Saint Nicholas Orthodox church in Brașov, a monument dating from 1292

by Victor Grigore, Webphoto.ro

Though the Black Church in downtown Brașov is the most famous monument in the city, there is another religious building, not far away, that is about one century older: the Orthodox church of Saint Nicholas. Compared to the massive and grim Evangelical Black Church, the Orthodox church is slimmer and covered in Byzantine frescoes on the inside. But borrows a lot from the Gothic style, with its tall and thin spires, unusual for an Eastern church.

On its premises, in the last years of the 15 century was founded the oldest Romanian school, building that can still be visited today.
The church was the gathering point for a vibrant Romanian community that lived outside the walls of the fortified German city of Brașov. Today engulfed in the large modern city of Brașov, this neighborhood, known as Șcheii Brașovului, is still distinct because of its traditional houses with vegetable gardens, where Romanians and Bulgarians have lived for centuries.
The shape of the church dedicated to the great theologian Saint Nicholas has changed over the centuries. In 1292 here was not much than a wooden cross and some wooden small building for the parish to gather. It was completed with a brick construction and, in the end of the 15th century, the impressive building we see today, after several renovations and additions.
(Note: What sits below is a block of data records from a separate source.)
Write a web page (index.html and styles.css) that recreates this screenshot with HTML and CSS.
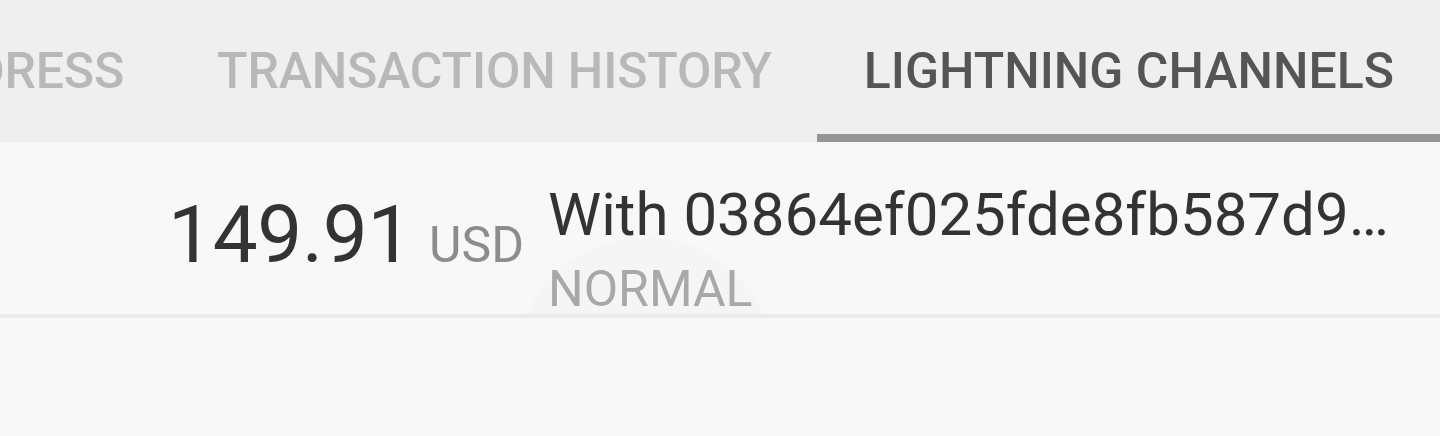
FILE: index.html
```html
<!DOCTYPE html>
<html>
<head>
<meta charset="utf-8">
<link rel="stylesheet" href="styles.css">
</head>
<body>
<div class="tabbar">
  <div class="tabs">
    <div class="tab tab-first">ADDRESS</div>
    <div class="tab tab-mid">TRANSACTION HISTORY</div>
    <div class="tab active">LIGHTNING CHANNELS</div>
  </div>
</div>
<div class="list">
  <div class="row">
    <div class="amount"><span class="value">149.91</span><span class="unit">USD</span></div>
    <div class="info">
      <div class="title">With 03864ef025fde8fb587d9b3f1a2c6e7d04</div>
      <div class="status">NORMAL</div>
    </div>
    <div class="ripple"></div>
  </div>
</div>
</body>
</html>
```

FILE: styles.css
```css
html, body {
  margin: 0;
  padding: 0;
  background: #f8f8f8;
  font-family: Roboto, "Noto Sans", sans-serif;
  overflow: hidden;
}
.tabbar {
  background: #efefef;
  height: 142px;
  overflow: hidden;
}
.tabs {
  display: flex;
  justify-content: flex-end;
  height: 100%;
}
.tab {
  flex: none;
  box-sizing: border-box;
  height: 142px;
  padding: 8px 45px 0 48px;
  display: flex;
  align-items: center;
  font-size: 50px;
  font-weight: 500;
  letter-spacing: -0.15px;
  color: #b8b8b8;
  white-space: nowrap;
  border-bottom: 8px solid transparent;
}
.tab-first {
  padding-right: 45px;
}
.tab-mid {
  padding-right: 45px;
}
.tab.active {
  color: #555555;
  border-bottom-color: #959595;
  padding-left: 47px;
  padding-right: 46px;
  letter-spacing: 0;
}
.list {
  background: #f8f8f8;
}
.row {
  position: relative;
  display: flex;
  align-items: flex-start;
  height: 176px;
  box-sizing: border-box;
  border-bottom: 4px solid #ebebeb;
  overflow: hidden;
}
.amount {
  width: 524px;
  flex: none;
  display: flex;
  justify-content: flex-end;
  align-items: baseline;
  padding-top: 43px;
  box-sizing: border-box;
  white-space: nowrap;
}
.value {
  font-size: 80px;
  letter-spacing: -0.3px;
  color: #333333;
  line-height: 100px;
}
.unit {
  font-size: 50px;
  color: #8c8c8c;
  margin-left: 17px;
}
.info {
  margin-left: 24px;
  width: 844px;
  flex: none;
  padding-top: 37px;
}
.title {
  font-size: 60px;
  color: #333333;
  line-height: 72px;
  white-space: nowrap;
  overflow: hidden;
  text-overflow: ellipsis;
}
.status {
  font-size: 50px;
  color: #ababab;
  line-height: 60px;
  margin-top: 8px;
}
.ripple {
  position: absolute;
  left: 515px;
  top: 95px;
  width: 260px;
  height: 260px;
  border-radius: 50%;
  background: rgba(0,0,0,0.012);
  pointer-events: none;
}
```
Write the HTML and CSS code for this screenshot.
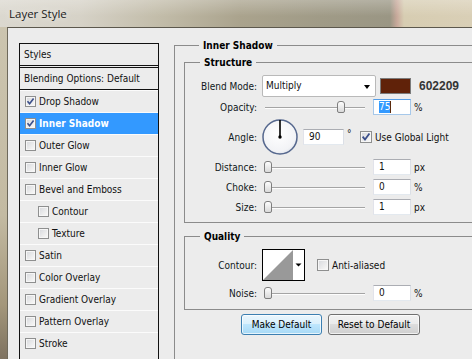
FILE: index.html
```html
<!DOCTYPE html>
<html lang="en">
<head>
<meta charset="UTF-8" />
<meta name="viewport" content="width=device-width, initial-scale=1" />
<title>Layer Style</title>
<link rel="stylesheet" href="styles.css">
</head>
<body>
<div class="window">
  <div class="titlebar">Layer Style</div>

  <div class="client">
    <!-- left list of styles -->
    <ul class="styles">
      <li class="head">Styles</li>
      <li class="blending">Blending Options: Default</li>
      <li><span class="check"><svg viewBox="0 0 9 9"><path d="M1.5 4.2 L3.6 6.8 L7.6 1.4" /></svg></span>Drop Shadow</li>
      <li class="selected"><span class="check"><svg viewBox="0 0 9 9"><path d="M1.5 4.2 L3.6 6.8 L7.6 1.4" /></svg></span>Inner Shadow</li>
      <li><span class="check"></span>Outer Glow</li>
      <li><span class="check"></span>Inner Glow</li>
      <li><span class="check"></span>Bevel and Emboss</li>
      <li class="sub"><span class="check"></span>Contour</li>
      <li class="sub"><span class="check"></span>Texture</li>
      <li><span class="check"></span>Satin</li>
      <li><span class="check"></span>Color Overlay</li>
      <li><span class="check"></span>Gradient Overlay</li>
      <li><span class="check"></span>Pattern Overlay</li>
      <li><span class="check"></span>Stroke</li>
    </ul>

    <!-- right panel -->
    <div class="panel">
      <fieldset class="group">
        <legend>Inner Shadow</legend>

        <fieldset class="box structure">
          <legend>Structure</legend>

          <div class="row row-blend">
            <span class="lbl">Blend Mode:</span>
            <div class="combo">Multiply<span class="arrow"></span></div>
            <span class="swatch"></span>
            <span class="hex">602209</span>
          </div>

          <div class="row row-tight">
            <span class="lbl">Opacity:</span>
            <div class="slider"><span class="thumb" style="left: 74px"></span></div>
            <div class="field focus"><span class="sel">75</span><span class="caret"></span></div>
            <span class="unit">%</span>
          </div>

          <div class="row row-angle">
            <span class="lbl">Angle:</span>
            <svg class="dial" width="36" height="36" viewBox="0 0 36 36">
              <defs>
                <radialGradient id="dialFill" cx="45%" cy="40%" r="65%">
                  <stop offset="0" stop-color="#ffffff" />
                  <stop offset="0.8" stop-color="#f2f3f6" />
                  <stop offset="1" stop-color="#d9dde6" />
                </radialGradient>
              </defs>
              <circle cx="18" cy="18" r="17" fill="url(#dialFill)" stroke="#56688e" stroke-width="1.5" />
              <line x1="18" y1="18" x2="18" y2="1" stroke="#000" stroke-width="1.6" />
              <circle cx="18" cy="18" r="1.7" fill="#000" />
            </svg>
            <div class="field wide">90</div>
            <span class="deg">°</span>
            <span class="check big"><svg viewBox="0 0 9 9"><path d="M1.5 4.2 L3.6 6.8 L7.6 1.4" /></svg></span>
            <span class="after">Use Global Light</span>
          </div>

          <div class="row">
            <span class="lbl">Distance:</span>
            <div class="slider"><span class="thumb" style="left: 1px"></span></div>
            <div class="field">1</div>
            <span class="unit">px</span>
          </div>

          <div class="row">
            <span class="lbl">Choke:</span>
            <div class="slider"><span class="thumb" style="left: 1px"></span></div>
            <div class="field">0</div>
            <span class="unit">%</span>
          </div>

          <div class="row">
            <span class="lbl">Size:</span>
            <div class="slider"><span class="thumb" style="left: 1px"></span></div>
            <div class="field">1</div>
            <span class="unit">px</span>
          </div>
        </fieldset>

        <fieldset class="box quality">
          <legend>Quality</legend>

          <div class="row row-contour">
            <span class="lbl">Contour:</span>
            <svg class="contour" width="43" height="32" viewBox="0 0 43 32">
              <rect x="0.5" y="0.5" width="42" height="31" fill="#fff" stroke="#000" />
              <path d="M1 31 L31 1 L31 31 Z" fill="#999" />
              <path d="M33.5 14.5 H39.5 L36.5 17.5 Z" fill="#000" />
            </svg>
            <span class="check big"></span>
            <span class="after">Anti-aliased</span>
          </div>

          <div class="row">
            <span class="lbl">Noise:</span>
            <div class="slider"><span class="thumb" style="left: 1px"></span></div>
            <div class="field">0</div>
            <span class="unit">%</span>
          </div>
        </fieldset>

        <div class="buttons">
          <button class="btn hot">Make Default</button>
          <button class="btn">Reset to Default</button>
        </div>
      </fieldset>
    </div>
  </div>
</div>
</body>
</html>
```

FILE: styles.css
```css
 html, body {
   margin: 0;
   width: 472px;
   height: 359px;
   overflow: hidden;
 }
 body {
   background: linear-gradient(to bottom, #cdc6b1 0, #c3baa2 60%, #a3967a 85%, #7e7260 100%);
   font-family: "DejaVu Sans Condensed", "DejaVu Sans", sans-serif;
   font-stretch: condensed;
   font-size: 10px;
   color: #111;
 }
 .window {
   display: flex;
   flex-direction: column;
   height: 359px;
 }
 /* aero glass title */
 .titlebar {
   height: 27px;
   flex: none;
   line-height: 28px;
   padding-left: 9px;
   font-family: "Open Sans", sans-serif;
   font-stretch: normal;
   font-size: 11.5px;
   color: #1b1b1b;
   text-shadow: 0 0 6px rgba(255, 255, 255, 0.9);
   background:
     linear-gradient(to bottom, rgba(255, 255, 255, 0.25), rgba(255, 255, 255, 0) 60%),
     linear-gradient(to right, #dbd8cf 0, #d6d2c7 80px, #c2bca9 160px, #aaa38d 240px, #a09b87 320px, #9a9684 390px, #c8a99b 397px, #d7cdb2 404px, #d9cfb6 100%);
 }
 .client {
   flex: 1;
   min-height: 0;
   display: flex;
   align-items: flex-start;
   gap: 15px;
   margin-left: 7px;
   padding: 11px 0 0 11px;
   overflow: hidden;
   background: #ececec;
   border-left: 1px solid #6e695b;
   border-top: 1px solid #5c584d;
 }

 /* styles list */
 .styles {
   list-style: none;
   margin: 4px 0 0 0;
   padding: 0;
   width: 140px;
   height: 316px;
   flex: none;
   box-sizing: border-box;
   border: 1px solid #111;
   border-bottom: 0;
   overflow: hidden;
   background: #ececec;
 }
 .styles li {
   display: flex;
   align-items: center;
   gap: 3px;
   height: 21px;
   padding-left: 5px;
   border-top: 1px solid #fbfbfb;
 }
 .styles li.head {
   padding-left: 4px;
   border-top: 0;
   border-bottom: 3px double #111;
 }
 .styles li.blending {
   padding-left: 4px;
   border-top: 0;
   border-bottom: 1px solid #111;
 }
 .styles li.sub {
   padding-left: 18px;
 }
 .styles li.selected {
   background: #3399ff;
   color: #fff;
   font-weight: bold;
 }

 /* checkboxes */
 .check {
   display: inline-block;
   flex: none;
   width: 11px;
   height: 11px;
   box-sizing: border-box;
   border: 1px solid #8e8f8f;
   background: linear-gradient(135deg, #d6d8dc 0, #f0f0f0 70%, #fafafa 100%);
   box-shadow: inset 0 0 0 1px #f6f6f6;
   position: relative;
 }
 .check.big {
   width: 12px;
   height: 12px;
 }
 .check svg {
   position: absolute;
   left: 0;
   top: 0;
   width: 100%;
   height: 100%;
 }
 .check svg path {
   fill: none;
   stroke: #3b4f8a;
   stroke-width: 1.6;
 }

 /* right side */
 .panel {
   width: 298px;
   flex: none;
 }
 fieldset {
   margin: 0;
   min-width: 0;
   border: 1px solid #8b8b8b;
   border-right: 0;
 }
 legend {
   margin-left: 15px;
   padding: 0 4px;
   font-weight: bold;
   line-height: 13px;
   color: #000;
 }
 .group {
   box-sizing: border-box;
   padding: 4px 0 0 9px;
   height: 320px;
   border-bottom: 0;
 }
 .box {
   padding: 6px 0 7px 0;
 }
 .quality {
   margin-top: 7px;
   padding-bottom: 8px;
 }

 .row {
   display: flex;
   align-items: center;
   height: 16px;
   margin-top: 4px;
 }
 .row-blend {
   height: 22px;
   margin-top: 0;
 }
 .row-tight {
   margin-top: 2px;
 }
 .row-angle {
   height: 36px;
 }
 .row-contour {
   height: 32px;
   margin-top: 0;
 }
 .lbl {
   width: 72px;
   flex: none;
   text-align: right;
   margin-right: 5px;
   color: #101820;
 }

 .combo {
   width: 114px;
   height: 22px;
   box-sizing: border-box;
   border: 1px solid #b9b9b9;
   border-radius: 2px;
   background: #fff;
   line-height: 20px;
   padding-left: 3px;
   position: relative;
 }
 .combo .arrow {
   position: absolute;
   right: 5px;
   top: 9px;
   border-left: 3.5px solid transparent;
   border-right: 3.5px solid transparent;
   border-top: 4px solid #000;
 }
 .swatch {
   width: 31px;
   height: 16px;
   box-sizing: border-box;
   margin-left: 4px;
   border: 1px solid #7b7b7b;
   background: #602209;
 }
 .hex {
   margin-left: 8px;
   font-family: "Liberation Sans", Arial, sans-serif;
   font-stretch: normal;
   font-weight: bold;
   font-size: 12px;
   color: #353535;
 }

 /* sliders */
 .slider {
   width: 102px;
   height: 16px;
   margin-left: 1px;
   flex: none;
   position: relative;
 }
 .slider::before {
   content: '';
   position: absolute;
   left: 2px;
   right: 0;
   top: 8px;
   height: 1px;
   background: #a4a4a4;
   border-bottom: 1px solid #fdfdfd;
 }
 .thumb {
   position: absolute;
   top: 2px;
   width: 8px;
   height: 12px;
   box-sizing: border-box;
   border: 1px solid #7e7e7e;
   border-radius: 3px 3px 2px 2px;
   background: linear-gradient(to bottom, #fdfdfd, #d9d9d9);
 }

 /* text fields */
 .field {
   width: 38px;
   height: 16px;
   box-sizing: border-box;
   margin-left: 8px;
   padding-left: 5px;
   line-height: 14px;
   background: #fff;
   border: 1px solid;
   border-color: #abadb3 #dbdfe6 #e3e9ef #e2e3ea;
   display: flex;
   align-items: center;
 }
 .field.focus {
   border-color: #569de5 #a6c8ea #a6c8ea #a6c8ea;
 }
 .field.wide {
   width: 41px;
   margin-left: 5px;
 }
 .sel {
   background: #3399ff;
   color: #fff;
   line-height: 12px;
 }
 .caret {
   width: 1px;
   height: 12px;
   background: #5a2a0c;
 }
 .unit {
   margin-left: 3px;
 }
 .deg {
   align-self: flex-start;
   margin: 9px 0 0 3px;
   width: 5px;
 }
 .row-angle .check {
   margin-left: 8px;
 }
 .row-contour .check {
   margin-left: 12px;
 }
 .after {
   margin-left: 3px;
 }

 /* buttons */
 .buttons {
   display: flex;
   gap: 6px;
   margin: 4px 0 0 57px;
 }
 .btn {
   height: 21px;
   padding: 0;
   font-family: inherit;
   font-stretch: condensed;
   font-size: 10px;
   color: #000;
   border: 1px solid #707070;
   border-radius: 3px;
   background: linear-gradient(to bottom, #f2f2f2 0, #ebebeb 50%, #dddddd 50%, #cfcfcf 100%);
   box-shadow: inset 0 0 0 1px rgba(255, 255, 255, 0.7);
   width: 92px;
 }
 .btn.hot {
   width: 81px;
   border-color: #3c7fb1;
   background: linear-gradient(to bottom, #eaf6fd 0, #d9f0fc 50%, #bee6fd 50%, #a7d9f5 100%);
 }
```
In the tradition of the ties between Romanian communities over the Carpathians, some important kings from the Romanian County (Wallachia, the southern part of today Romania) contributed to the building of this edifice. The founder of the new stone church was Neagoe Basarab, followed by his descendent, Petru Cercel. Important donations were made by princenss Ancuța, the daughter of Constantin Brâncoveanu, but also by Elisabeth, the empress of Russia.

The iconostasis displays the style of Constantin Brâncoveanu, while much of the frescoes are made by Costin Petrescu. The artist who painted much of the interior of the Romanian Atheneum in Bucharest continued his national program, very important for the 20th century Romania, between the two world wars. National figures, such as king Michael the Brave, the first unifier of Romanian provinces, or king Michael I, the last Romanian monarch of the 20 century, are represented in frescoes along with traditional biblical episodes.